Recorded information —
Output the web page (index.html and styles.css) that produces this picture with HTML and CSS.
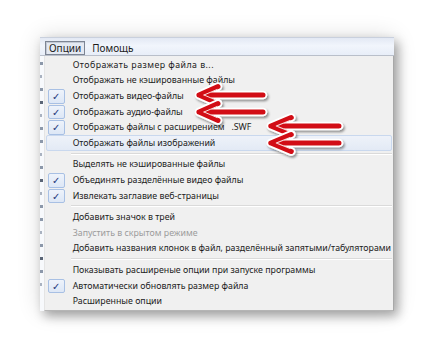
FILE: index.html
```html
<!DOCTYPE html>
<html>
  <head>
    <title>Опции</title>
    <meta charset="utf-8">
    <link rel="stylesheet" href="styles.css">
  </head>
  <body>

    <div class="window">
      <div class="menubar">
        <span class="menubar-item active">Опции</span>
        <span class="menubar-item">Помощь</span>
      </div>

      <div class="window-body">
        <div class="behind">
          <i></i><i class="short"></i><i></i><i class="dark"></i><i class="short"></i><i></i><i></i><i class="short"></i><i></i><i class="dark"></i><i class="short"></i><i></i><i></i><i class="short"></i><i></i><i class="dark"></i><i></i><i class="short"></i>
        </div>

        <div class="dropdown">
          <div class="item wide">Отображать размер файла в...</div>
          <div class="item">Отображать не кэшированные файлы</div>
          <div class="item checked">Отображать видео-файлы</div>
          <div class="item checked">Отображать аудио-файлы</div>
          <div class="item checked">Отображать файлы с расширением&nbsp;&nbsp; .SWF</div>
          <div class="item hover">Отображать файлы изображений</div>
          <div class="separator"></div>
          <div class="item">Выделять не кэшированные файлы</div>
          <div class="item checked">Объединять разделённые видео файлы</div>
          <div class="item checked">Извлекать заглавие веб-страницы</div>
          <div class="separator"></div>
          <div class="item">Добавить значок в трей</div>
          <div class="item disabled">Запустить в скрытом режиме</div>
          <div class="item">Добавить названия клонок в файл, разделённый запятыми/табуляторами</div>
          <div class="separator"></div>
          <div class="item">Показывать расширеные опции при запуске программы</div>
          <div class="item checked">Автоматически обновлять размер файла</div>
          <div class="item">Расширенные опции</div>
        </div>
      </div>
    </div>

    <svg class="arrows" width="434" height="347" viewBox="0 0 434 347">
      <defs>
        <filter id="shade" x="-20%" y="-50%" width="140%" height="200%">
          <feDropShadow dx="1.5" dy="2" stdDeviation="1.3" flood-color="#000" flood-opacity="0.4"/>
        </filter>
        <g id="arrow">
          <path d="M0 0 L64 0 M0 0 L19 -8.5 M0 0 L19 8.5" stroke="#fff" stroke-width="8.5" stroke-linecap="round" stroke-linejoin="round" fill="none"/>
          <path d="M0 0 L64 0 M0 0 L19 -8.5 M0 0 L19 8.5" stroke="#d20e13" stroke-width="5" stroke-linecap="round" stroke-linejoin="round" fill="none"/>
          <path d="M5 0 L18 -5.5 M5 0 L18 5.5" stroke="#fff" stroke-width="1" stroke-linecap="round" fill="none" opacity="0.85"/>
        </g>
      </defs>
      <g filter="url(#shade)">
        <use href="#arrow" x="199" y="95"/>
        <use href="#arrow" x="199" y="112"/>
        <use href="#arrow" transform="translate(271 126) scale(1.06 1)"/>
        <use href="#arrow" transform="translate(271 143) scale(1.06 1)"/>
      </g>
    </svg>

  </body>
</html>
```

FILE: styles.css
```css
html, body {
    height: 100%;
}

body {
    margin: 0;
    position: relative;
    overflow: hidden;

    font-family: "Noto Sans", sans-serif;
    font-size: 8.8px;
    color: #1c1c1c;

    background: #fff;
}

.window {
    width: 354px;
    margin: 37px 0 0 40px;

    display: flex;
    flex-direction: column;

    background: #f0f0f0;
    box-shadow: 4px 5px 10px rgba(0, 0, 0, .32), 0 0 22px rgba(0, 0, 0, .14);
}

.menubar {
    height: 17px;
    padding: 0 0 0 5px;

    display: flex;
    align-items: flex-end;
    gap: 3px;

    border-top: 1px solid #c9d0dd;
    border-bottom: 1px solid #b9bfca;

    background: linear-gradient(to bottom, #e3e9f4, #f1f5fc 45%, #e8eef8);
}

.menubar-item {
    height: 12px;
    padding: 0 3px;

    display: flex;
    align-items: center;

    border: 1px solid transparent;
    font-size: 10px;
    color: #1c1c1c;
}

.menubar-item.active {
    border-color: #7d8594;
    background: #e4e9f2;
    box-shadow: inset 1px 1px 0 #c3c9d4;
}

.window-body {
    display: flex;
}

.behind {
    width: 4px;
    padding-top: 6px;

    display: flex;
    flex-direction: column;
    gap: 10px;
    overflow: hidden;

    background: #f7f9fc;
}

.behind i {
    width: 3px;
    height: 3px;
    background: #8c98aa;
}

.behind i.short {
    width: 2px;
    background: #a9b2c0;
}

.behind i.dark {
    background: #5a6576;
}

.dropdown {
    flex: 1;
    padding: 1px 0;

    display: flex;
    flex-direction: column;

    border-left: 1px solid #e4e4e4;
    border-right: 1px solid #a8a8a8;
    border-bottom: 1px solid #b5b5b5;
}

.item {
    position: relative;
    height: 15.6px;
    padding-left: 26px;
    margin: 0 1px;

    display: flex;
    align-items: center;
    white-space: nowrap;

    border: 1px solid transparent;
    box-sizing: border-box;
}

.item.wide {
    letter-spacing: .45px;
}

.item.checked::before {
    content: "✓";

    position: absolute;
    left: 1px;
    top: 0;
    width: 15px;
    height: 12.6px;

    display: flex;
    justify-content: center;
    align-items: center;

    border: 1px solid #a8c0e4;
    border-radius: 2px;

    font-family: "DejaVu Sans", sans-serif;
    font-size: 10px;
    font-weight: 700;
    color: #22357a;

    background: linear-gradient(to bottom, #eef3fb, #dde7f6);
}

.item.hover {
    border-color: #c9d8ee;
    border-radius: 2px;
    background: linear-gradient(to bottom, #eef2f9, #e3eaf5);
}

.item.disabled {
    color: #9c9c9c;
}

.separator {
    height: 0;
    margin: 2px 1px 2px 26px;

    border-top: 1px solid #dadada;
    border-bottom: 1px solid #fff;
}

.arrows {
    position: absolute;
    left: 0;
    top: 0;
}
```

Task instructions —
Give an exact copy of the material, leaving out every picture.

Answer below —
Output the web page (index.html and styles.css) that produces this picture with HTML and CSS.
FILE: index.html
```html
<!DOCTYPE html>
<html>
  <head>
    <title>Опции</title>
    <meta charset="utf-8">
    <link rel="stylesheet" href="styles.css">
  </head>
  <body>

    <div class="window">
      <div class="menubar">
        <span class="menubar-item active">Опции</span>
        <span class="menubar-item">Помощь</span>
      </div>

      <div class="window-body">
        <div class="behind">
          <i></i><i class="short"></i><i></i><i class="dark"></i><i class="short"></i><i></i><i></i><i class="short"></i><i></i><i class="dark"></i><i class="short"></i><i></i><i></i><i class="short"></i><i></i><i class="dark"></i><i></i><i class="short"></i>
        </div>

        <div class="dropdown">
          <div class="item wide">Отображать размер файла в...</div>
          <div class="item">Отображать не кэшированные файлы</div>
          <div class="item checked">Отображать видео-файлы</div>
          <div class="item checked">Отображать аудио-файлы</div>
          <div class="item checked">Отображать файлы с расширением&nbsp;&nbsp; .SWF</div>
          <div class="item hover">Отображать файлы изображений</div>
          <div class="separator"></div>
          <div class="item">Выделять не кэшированные файлы</div>
          <div class="item checked">Объединять разделённые видео файлы</div>
          <div class="item checked">Извлекать заглавие веб-страницы</div>
          <div class="separator"></div>
          <div class="item">Добавить значок в трей</div>
          <div class="item disabled">Запустить в скрытом режиме</div>
          <div class="item">Добавить названия клонок в файл, разделённый запятыми/табуляторами</div>
          <div class="separator"></div>
          <div class="item">Показывать расширеные опции при запуске программы</div>
          <div class="item checked">Автоматически обновлять размер файла</div>
          <div class="item">Расширенные опции</div>
        </div>
      </div>
    </div>

    <svg class="arrows" width="434" height="347" viewBox="0 0 434 347">
      <defs>
        <filter id="shade" x="-20%" y="-50%" width="140%" height="200%">
          <feDropShadow dx="1.5" dy="2" stdDeviation="1.3" flood-color="#000" flood-opacity="0.4"/>
        </filter>
        <g id="arrow">
          <path d="M0 0 L64 0 M0 0 L19 -8.5 M0 0 L19 8.5" stroke="#fff" stroke-width="8.5" stroke-linecap="round" stroke-linejoin="round" fill="none"/>
          <path d="M0 0 L64 0 M0 0 L19 -8.5 M0 0 L19 8.5" stroke="#d20e13" stroke-width="5" stroke-linecap="round" stroke-linejoin="round" fill="none"/>
          <path d="M5 0 L18 -5.5 M5 0 L18 5.5" stroke="#fff" stroke-width="1" stroke-linecap="round" fill="none" opacity="0.85"/>
        </g>
      </defs>
      <g filter="url(#shade)">
        <use href="#arrow" x="199" y="95"/>
        <use href="#arrow" x="199" y="112"/>
        <use href="#arrow" transform="translate(271 126) scale(1.06 1)"/>
        <use href="#arrow" transform="translate(271 143) scale(1.06 1)"/>
      </g>
    </svg>

  </body>
</html>
```

FILE: styles.css
```css
html, body {
    height: 100%;
}

body {
    margin: 0;
    position: relative;
    overflow: hidden;

    font-family: "Noto Sans", sans-serif;
    font-size: 8.8px;
    color: #1c1c1c;

    background: #fff;
}

.window {
    width: 354px;
    margin: 37px 0 0 40px;

    display: flex;
    flex-direction: column;

    background: #f0f0f0;
    box-shadow: 4px 5px 10px rgba(0, 0, 0, .32), 0 0 22px rgba(0, 0, 0, .14);
}

.menubar {
    height: 17px;
    padding: 0 0 0 5px;

    display: flex;
    align-items: flex-end;
    gap: 3px;

    border-top: 1px solid #c9d0dd;
    border-bottom: 1px solid #b9bfca;

    background: linear-gradient(to bottom, #e3e9f4, #f1f5fc 45%, #e8eef8);
}

.menubar-item {
    height: 12px;
    padding: 0 3px;

    display: flex;
    align-items: center;

    border: 1px solid transparent;
    font-size: 10px;
    color: #1c1c1c;
}

.menubar-item.active {
    border-color: #7d8594;
    background: #e4e9f2;
    box-shadow: inset 1px 1px 0 #c3c9d4;
}

.window-body {
    display: flex;
}

.behind {
    width: 4px;
    padding-top: 6px;

    display: flex;
    flex-direction: column;
    gap: 10px;
    overflow: hidden;

    background: #f7f9fc;
}

.behind i {
    width: 3px;
    height: 3px;
    background: #8c98aa;
}

.behind i.short {
    width: 2px;
    background: #a9b2c0;
}

.behind i.dark {
    background: #5a6576;
}

.dropdown {
    flex: 1;
    padding: 1px 0;

    display: flex;
    flex-direction: column;

    border-left: 1px solid #e4e4e4;
    border-right: 1px solid #a8a8a8;
    border-bottom: 1px solid #b5b5b5;
}

.item {
    position: relative;
    height: 15.6px;
    padding-left: 26px;
    margin: 0 1px;

    display: flex;
    align-items: center;
    white-space: nowrap;

    border: 1px solid transparent;
    box-sizing: border-box;
}

.item.wide {
    letter-spacing: .45px;
}

.item.checked::before {
    content: "✓";

    position: absolute;
    left: 1px;
    top: 0;
    width: 15px;
    height: 12.6px;

    display: flex;
    justify-content: center;
    align-items: center;

    border: 1px solid #a8c0e4;
    border-radius: 2px;

    font-family: "DejaVu Sans", sans-serif;
    font-size: 10px;
    font-weight: 700;
    color: #22357a;

    background: linear-gradient(to bottom, #eef3fb, #dde7f6);
}

.item.hover {
    border-color: #c9d8ee;
    border-radius: 2px;
    background: linear-gradient(to bottom, #eef2f9, #e3eaf5);
}

.item.disabled {
    color: #9c9c9c;
}

.separator {
    height: 0;
    margin: 2px 1px 2px 26px;

    border-top: 1px solid #dadada;
    border-bottom: 1px solid #fff;
}

.arrows {
    position: absolute;
    left: 0;
    top: 0;
}
```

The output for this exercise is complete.